In his design for the new Fondation Cartier pour l’art contemporain space, architecture becomes a platform for the broader spectrum of human intelligence, including the visual arts, philosophy and technology, resonating with the central theme of the Venice Architecture Biennale 2025: Intelligens. Natural. Artificial. Collective.

 

The events and scholarships confirmed

In the Foundation’s calendar of activities, already confirmed are the consolidated partnerships with institutions and organisations that have chosen the Island of San Giorgio Maggiore for a host of events, awards and cultural activities.

 

The year will open with the traditional Umberto and Elisabetta Mauri School for Booksellers (28–31 January 2025), now in its forty-second edition, bringing together operators, experts and scholars from the sector in a three-day event packed with appointments.

 

Also confirmed is the Soft Power Conference, dedicated to cultural diplomacy, here at its sixth edition, bringing together the leading researchers and policymakers around themes of urgent international reflection.

 

The concert activity at the Auditorium ‘Lo Squero’ continues with a rich calendar of performances, with new performers and consolidated figures, renewing the partnership with Asolo Musica – Associazione Amici della Musica and Veneto Jazz for 2025.

 

Among the awards for study and research, the Benno Geiger Prize for poetic translation returns in the autumn, named in memory of the Austrian intellectual whose literary fond is kept on the Island of San Giorgio Maggiore.

 

Of particular importance for the involvement of new generations of scholars are the scholarships, which allow graduates, doctoral and post-doctoral students to reside at the Vittore Branca Centre to further their studies.

 

Ten scholarships will be awarded over the course of 2025, along with another two scholarships for the Digital Centre’s Digital Artist in Residence – ARCHiVe, the Foundation’s innovative residency programme for creatives and experts in new technologies, now in its second year.

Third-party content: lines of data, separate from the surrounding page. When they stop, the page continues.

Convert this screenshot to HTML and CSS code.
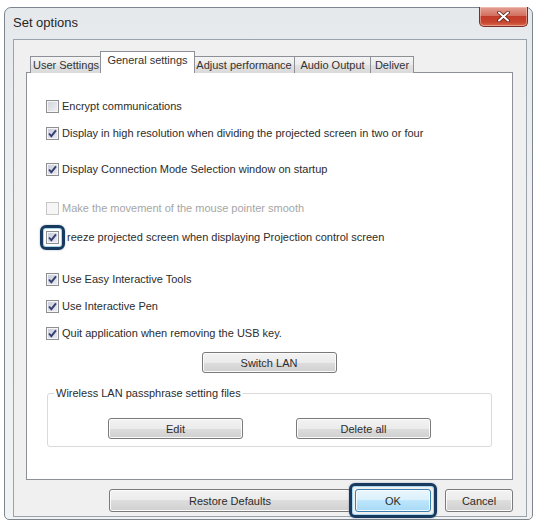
FILE: index.html
```html
<!DOCTYPE html>
<html lang="en">
<head>
    <meta charset="UTF-8">
    <title>Set options</title>
    <link rel="stylesheet" href="styles.css">
</head>
<body>
    <div class="window">
        <div class="titlebar">
            <span class="title">Set options</span>
            <button class="close" type="button">
                <svg width="13" height="11" viewBox="0 0 13 11">
                    <path d="M2 1.5 L11 9.5 M11 1.5 L2 9.5" stroke="#5a1d14" stroke-width="3.6" stroke-linecap="round"/>
                    <path d="M2 1.5 L11 9.5 M11 1.5 L2 9.5" stroke="#ffffff" stroke-width="2" stroke-linecap="round"/>
                </svg>
            </button>
        </div>
        <div class="client">
            <div class="tabs">
                <div class="tab tab-user">User Settings</div>
                <div class="tab tab-general active">General settings</div>
                <div class="tab tab-adjust">Adjust performance</div>
                <div class="tab tab-audio">Audio Output</div>
                <div class="tab tab-deliver">Deliver</div>
            </div>
            <div class="panel">
                <label class="option row-1"><span class="check"></span><span class="text">Encrypt communications</span></label>
                <label class="option row-2"><span class="check on"></span><span class="text">Display in high resolution when dividing the projected screen in two or four</span></label>
                <label class="option row-3"><span class="check on"></span><span class="text">Display Connection Mode Selection window on startup</span></label>
                <label class="option row-4 disabled"><span class="check"></span><span class="text">Make the movement of the mouse pointer smooth</span></label>
                <label class="option row-5">
                    <span class="marked"><span class="check on"></span><span class="mark"></span></span>
                    <span class="text text-after-mark">reeze projected screen when displaying Projection control screen</span>
                </label>
                <label class="option row-6"><span class="check on"></span><span class="text">Use Easy Interactive Tools</span></label>
                <label class="option row-7"><span class="check on"></span><span class="text">Use Interactive Pen</span></label>
                <label class="option row-8"><span class="check on"></span><span class="text">Quit application when removing the USB key.</span></label>

                <button class="btn btn-switch" type="button">Switch LAN</button>

                <div class="group">
                    <span class="group-title">Wireless LAN passphrase setting files</span>
                    <div class="group-buttons">
                        <button class="btn btn-wide" type="button">Edit</button>
                        <button class="btn btn-wide" type="button">Delete all</button>
                    </div>
                </div>
            </div>
            <div class="actions">
                <button class="btn btn-restore" type="button">Restore Defaults</button>
                <span class="marked">
                    <button class="btn btn-ok" type="button">OK</button>
                    <span class="mark"></span>
                </span>
                <button class="btn btn-cancel" type="button">Cancel</button>
            </div>
        </div>
    </div>
</body>
</html>
```

FILE: styles.css
```css
* {
    box-sizing: border-box;
}
body {
    margin: 0;
    background: #ffffff;
    font-family: "Liberation Sans", Arial, sans-serif;
    font-size: 11px;
    color: #2c2c2c;
}

/* window frame */
.window {
    margin: 7px 0 0 4px;
    width: 529px;
    height: 513px;
    border: 1px solid #7d868f;
    border-radius: 7px 7px 5px 5px;
    background: linear-gradient(#e6e9ec, #eef0f2 40%, #f1f2f3);
    padding: 0 5px 2px 8px;
    display: flex;
    flex-direction: column;
}
.titlebar {
    height: 31px;
    display: flex;
    justify-content: space-between;
    align-items: flex-start;
}
.title {
    margin-top: 7px;
    font-size: 13px;
    line-height: 15px;
    color: #262626;
}
.close {
    width: 49px;
    height: 20px;
    margin: -1px -1px 0 0;
    padding: 0;
    border: 1px solid #7a2e25;
    border-top: none;
    border-radius: 0 0 5px 5px;
    background: linear-gradient(#e3a195, #d3705f 45%, #c13b29 50%, #c8452f 80%, #d86a50);
    box-shadow: inset 0 0 0 1px rgba(255, 220, 210, 0.45);
    display: flex;
    align-items: center;
    justify-content: center;
}

/* client area */
.client {
    flex: 1;
    background: #f0f0f0;
    border: 1px solid #9aa2aa;
    padding: 11px 13px 0 12px;
    display: flex;
    flex-direction: column;
}

/* tab strip */
.tabs {
    display: flex;
    align-items: flex-end;
    height: 22px;
    padding-left: 4px;
    margin-bottom: -1px;
    position: relative;
    z-index: 1;
}
.tab {
    height: 17px;
    line-height: 16px;
    border: 1px solid #8d9097;
    border-bottom: none;
    margin-left: -1px;
    text-align: center;
    background: linear-gradient(#f4f4f4, #ebebeb 50%, #e2e2e2 50%, #dadada);
    color: #333333;
    white-space: nowrap;
}
.tab:first-child {
    margin-left: 0;
}
.tab.active {
    height: 22px;
    line-height: 17px;
    background: #ffffff;
    margin: 0 -1px 0 -2px;
    position: relative;
}
.tab-user { width: 72px; }
.tab-general { width: 95px; }
.tab-adjust { width: 102px; }
.tab-audio { width: 77px; }
.tab-deliver { width: 44px; }

/* tab page */
.panel {
    height: 408px;
    background: #ffffff;
    border: 1px solid #8d9097;
    padding: 25px 20px 0 19px;
    display: flex;
    flex-direction: column;
}
.option {
    display: flex;
    align-items: center;
    height: 16px;
    white-space: nowrap;
}
.row-2, .row-7, .row-8 { margin-top: 11px; }
.row-3 { margin-top: 20px; }
.row-4 { margin-top: 23px; }
.row-5 { margin-top: 13px; }
.row-6 { margin-top: 26px; }

.check {
    width: 13px;
    height: 13px;
    flex: none;
    border: 1px solid #8e8f90;
    background: linear-gradient(135deg, #d0d3dc, #f2f2f4);
    box-shadow: inset 0 0 0 1px #f6f6f6;
}
.check.on {
    background: url("data:image/svg+xml,%3Csvg xmlns='http://www.w3.org/2000/svg' width='11' height='11'%3E%3Cpath d='M2 5.5 L4.3 8.2 L9 2.3' fill='none' stroke='%2334406c' stroke-width='1.9'/%3E%3C/svg%3E") center no-repeat,
                linear-gradient(135deg, #c9cbdc, #ebebf3);
}
.text {
    margin-left: 3px;
}
.disabled .text {
    color: #a6a6a6;
}
.disabled .check {
    border-color: #c7c7c7;
    background: #f6f6f6;
}

/* callout frames drawn over a control */
.marked {
    position: relative;
    display: inline-flex;
}
.mark {
    position: absolute;
    top: -6px;
    left: -6px;
    right: -6px;
    bottom: -6px;
    border: 3px solid #173a5e;
    border-radius: 6px;
    box-shadow: inset 0 0 0 1px #a9d8ee, 0 0 2px rgba(23, 58, 94, 0.4);
    pointer-events: none;
}
.text-after-mark {
    margin-left: 8px;
}

/* push buttons */
.btn {
    height: 23px;
    padding: 0;
    border: 1px solid #7a7a7a;
    border-radius: 3px;
    background: linear-gradient(#f3f3f3, #ebebeb 50%, #dddddd 50%, #d0d0d0);
    box-shadow: inset 0 0 0 1px #fbfbfb;
    font-family: inherit;
    font-size: 11px;
    color: #2c2c2c;
}
.btn-switch {
    width: 135px;
    height: 21px;
    margin-top: 11px;
    align-self: center;
}
.btn-wide {
    width: 135px;
    height: 21px;
}

/* group box */
.group {
    margin: 20px 0 0 1px;
    height: 54px;
    border: 1px solid #dadada;
    border-radius: 3px;
}
.group-title {
    display: inline-block;
    margin: -7px 0 0 6px;
    padding: 0 2px;
    line-height: 13px;
    background: #ffffff;
    vertical-align: top;
}
.group-buttons {
    display: flex;
    justify-content: center;
    gap: 53px;
    margin-top: 12px;
}

/* dialog buttons */
.actions {
    display: flex;
    justify-content: flex-end;
    margin-top: 9px;
}
.btn-restore {
    width: 242px;
    margin-right: 4px;
}
.btn-ok {
    width: 76px;
    border-color: #3c7fb1;
    background: linear-gradient(#eaf6fd, #d9f0fc 50%, #bee6fd 50%, #a7d9f5);
    box-shadow: inset 0 0 0 1px #f4fbff;
}
.btn-cancel {
    width: 68px;
    margin-left: 14px;
}
```
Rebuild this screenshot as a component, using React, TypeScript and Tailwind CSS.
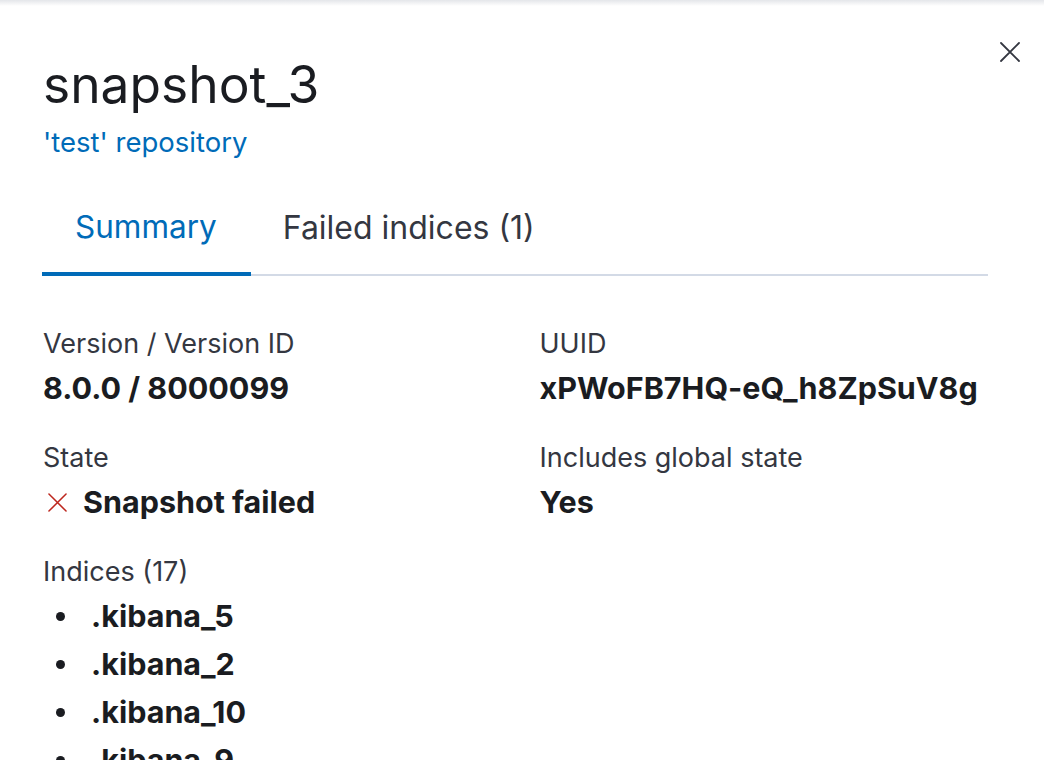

The scholarships will be allocated to the research of those selected by the call, who will have the chance to explore the Foundation’s online archives and databases so as to elaborate and propose works of art for the fruition and narration of their digital heritage.

 

The Digital Centre – ARCHiVe will be engaged in supporting the Institutes’ activities and projects around the two key themes, with specific digitisation and digital production works, deploying its knowhow in the fields of technology, knowledge and artificial intelligence.

 

Lastly, throughout the year, a rich programme of initiatives will support the Cini Ambassador programme, offering preview access to exhibitions and events, exclusive discovery of the Foundation’s archives and secret niches, discounted access to the museums of the Dorsoduro Museum Mile as well as free admission to one of the concerts in the ‘Lo Squero’ Auditorium.